Comparable Sales dip slightly as McDonald’s faces softer U.S. demand in Q1
Overview
McDonald’s began 2025 navigating a more cautious consumer environment and lapping an unusually strong Q1 2024 that included Leap Day. While global comparable sales were slightly down, underlying demand remained stable in key international markets, and loyalty engagement remained strong.
CEO Chris Kempczinski stated: “McDonald’s has a 70-year legacy of innovation, leadership, and proven agility, all of which give us confidence in our ability to navigate even the toughest of market conditions and gain market share. Consumers today are grappling with uncertainty, but they can always count on McDonald’s for both exciting new menu items and delicious favorites for exceptional value, from a brand they love.”
Q1 2025 vs. Q1 2024:
- Global Comparable sales declined -1% YoY, but essentially flat when adjusted for Leap Day in 2024. Loyalty sales reached $8bn in Q1 2025 and $31bn on a trailing twelve-month basis.
- U.S. Comparable sales were -3.6% YoY, driven by lower guest counts and consumer pressure on discretionary spending.
- International Operated Markets also decreased -1% YoY, with the U.K. underperforming while other markets held steady.
- International Developmental Licensed Markets grew +3.5% YoY, a positive momentum led by strong performance in the Middle East and Japan.
- Revenues declined to $5.96bn (-3% YoY), impacted by lower company-operated sales and FX headwinds.
- Revenues from franchised restaurants were $3.66bn (-2% YoY), while Sales by Company-owned and operated restaurants were $2.13bn (-9% YoY).
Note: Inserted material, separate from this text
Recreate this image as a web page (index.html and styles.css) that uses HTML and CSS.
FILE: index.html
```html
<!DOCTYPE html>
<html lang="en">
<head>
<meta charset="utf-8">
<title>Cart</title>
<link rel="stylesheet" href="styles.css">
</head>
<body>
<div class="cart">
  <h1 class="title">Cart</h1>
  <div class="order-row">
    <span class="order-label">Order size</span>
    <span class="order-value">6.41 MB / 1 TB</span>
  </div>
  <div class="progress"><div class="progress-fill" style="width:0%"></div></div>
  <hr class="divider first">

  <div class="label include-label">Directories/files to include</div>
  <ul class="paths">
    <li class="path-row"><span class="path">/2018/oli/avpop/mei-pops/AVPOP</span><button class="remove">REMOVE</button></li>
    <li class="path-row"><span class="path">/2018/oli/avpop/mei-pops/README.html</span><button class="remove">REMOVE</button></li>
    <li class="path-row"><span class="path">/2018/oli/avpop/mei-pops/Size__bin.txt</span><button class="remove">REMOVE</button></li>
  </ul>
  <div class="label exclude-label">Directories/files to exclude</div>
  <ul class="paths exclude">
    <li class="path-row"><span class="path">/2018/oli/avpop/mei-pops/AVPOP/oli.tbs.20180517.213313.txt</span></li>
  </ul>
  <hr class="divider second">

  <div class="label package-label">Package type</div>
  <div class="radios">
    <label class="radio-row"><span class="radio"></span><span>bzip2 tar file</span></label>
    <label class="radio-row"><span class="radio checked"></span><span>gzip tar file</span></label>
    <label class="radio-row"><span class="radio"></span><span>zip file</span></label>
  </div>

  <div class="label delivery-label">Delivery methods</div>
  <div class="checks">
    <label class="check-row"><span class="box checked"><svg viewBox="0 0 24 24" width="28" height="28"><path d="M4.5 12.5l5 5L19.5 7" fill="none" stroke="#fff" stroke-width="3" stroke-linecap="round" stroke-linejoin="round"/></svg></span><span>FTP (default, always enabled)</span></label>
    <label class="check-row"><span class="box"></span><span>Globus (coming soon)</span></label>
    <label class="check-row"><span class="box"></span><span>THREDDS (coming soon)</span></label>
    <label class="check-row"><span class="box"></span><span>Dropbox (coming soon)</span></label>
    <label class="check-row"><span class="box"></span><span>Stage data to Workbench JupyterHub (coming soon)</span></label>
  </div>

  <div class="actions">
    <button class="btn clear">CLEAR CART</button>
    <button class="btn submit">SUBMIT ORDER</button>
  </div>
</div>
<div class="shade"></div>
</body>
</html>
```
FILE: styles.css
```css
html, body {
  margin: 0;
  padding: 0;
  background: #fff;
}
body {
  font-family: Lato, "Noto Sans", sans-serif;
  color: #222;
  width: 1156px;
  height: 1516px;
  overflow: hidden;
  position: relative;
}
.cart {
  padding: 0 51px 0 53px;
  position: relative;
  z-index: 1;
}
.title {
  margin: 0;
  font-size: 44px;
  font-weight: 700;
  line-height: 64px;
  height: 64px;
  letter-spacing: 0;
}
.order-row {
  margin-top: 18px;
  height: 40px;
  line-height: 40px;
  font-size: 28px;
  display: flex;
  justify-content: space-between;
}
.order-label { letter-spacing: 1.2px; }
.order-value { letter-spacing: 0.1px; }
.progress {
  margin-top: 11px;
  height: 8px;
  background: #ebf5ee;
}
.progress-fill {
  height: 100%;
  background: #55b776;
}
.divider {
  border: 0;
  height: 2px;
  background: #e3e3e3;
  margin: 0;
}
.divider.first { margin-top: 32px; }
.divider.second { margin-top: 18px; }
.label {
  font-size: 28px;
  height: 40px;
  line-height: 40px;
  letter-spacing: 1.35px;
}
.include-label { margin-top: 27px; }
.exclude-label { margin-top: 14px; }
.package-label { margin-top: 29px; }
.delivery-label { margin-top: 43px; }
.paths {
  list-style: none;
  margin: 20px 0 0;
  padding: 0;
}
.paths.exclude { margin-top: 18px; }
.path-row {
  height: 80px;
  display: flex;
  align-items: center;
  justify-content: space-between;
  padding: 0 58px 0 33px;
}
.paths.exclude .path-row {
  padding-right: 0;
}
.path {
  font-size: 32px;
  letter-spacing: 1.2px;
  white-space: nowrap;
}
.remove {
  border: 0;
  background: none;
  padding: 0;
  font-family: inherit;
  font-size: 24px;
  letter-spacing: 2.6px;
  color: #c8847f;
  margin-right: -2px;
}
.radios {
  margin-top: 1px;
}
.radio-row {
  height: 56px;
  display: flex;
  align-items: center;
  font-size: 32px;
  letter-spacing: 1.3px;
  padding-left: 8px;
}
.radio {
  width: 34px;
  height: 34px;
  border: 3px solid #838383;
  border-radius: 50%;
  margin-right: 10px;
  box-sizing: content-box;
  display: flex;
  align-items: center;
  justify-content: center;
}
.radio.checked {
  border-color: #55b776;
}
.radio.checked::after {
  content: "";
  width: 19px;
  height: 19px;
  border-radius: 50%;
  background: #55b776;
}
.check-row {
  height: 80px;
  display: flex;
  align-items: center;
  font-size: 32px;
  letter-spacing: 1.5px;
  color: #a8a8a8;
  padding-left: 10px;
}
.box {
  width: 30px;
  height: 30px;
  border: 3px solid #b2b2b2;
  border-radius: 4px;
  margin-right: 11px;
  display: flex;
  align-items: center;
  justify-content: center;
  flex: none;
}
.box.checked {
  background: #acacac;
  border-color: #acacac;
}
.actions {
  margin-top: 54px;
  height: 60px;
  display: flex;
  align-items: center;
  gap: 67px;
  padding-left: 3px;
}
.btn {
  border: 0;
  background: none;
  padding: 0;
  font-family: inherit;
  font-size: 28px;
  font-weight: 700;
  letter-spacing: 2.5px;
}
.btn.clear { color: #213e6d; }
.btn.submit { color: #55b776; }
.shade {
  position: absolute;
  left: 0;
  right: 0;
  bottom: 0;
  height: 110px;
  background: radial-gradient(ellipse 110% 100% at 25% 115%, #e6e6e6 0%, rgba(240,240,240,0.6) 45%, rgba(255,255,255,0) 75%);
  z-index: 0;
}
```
- Operating income also decreased to $2.65bn (-3% YoY), but flat excluding charges and FX, which including $66m in pre-tax restructuring charges tied to the “Accelerating the Organization” program.
- Total operating costs and expenses decreased to $3.31bn (-4% YoY), supporting profitability amid flat sales.
- Net income recorded a value of $1.87bn (-3% YoY).
- Diluted EPS was $2.60 (-2% YoY), while adjusted EPS was $2.67 (-1% YoY and +1% in constant currencies) after excluding restructuring impacts.
- The company returned ~$1.1bn to shareholders through dividends and share repurchases.
While McDonald’s did not provide formal financial guidance, management reaffirmed its long-term focus on maintaining guest value, driving digital and loyalty engagement, and modernizing restaurant operations. The company remains cautious amid macro uncertainty and weaker U.S. traffic trends but is confident in its ability to navigate the environment through brand strength, innovation, and operational efficiency.
The quarterly results below analysts’ expectations were taxed by investors, with MCD’s share price decreasing by almost -2% after the market opened on May 1. However, since the beginning of this year, the stock price has managed to appreciate by over +7%, a pleasant surprise considering the global uncertainties caused by the imposition of trade tariffs, given that investors seem to have taken refuge by buying shares of this company, to the detriment of others that were intensely affected by President Donald Trump’s announcements.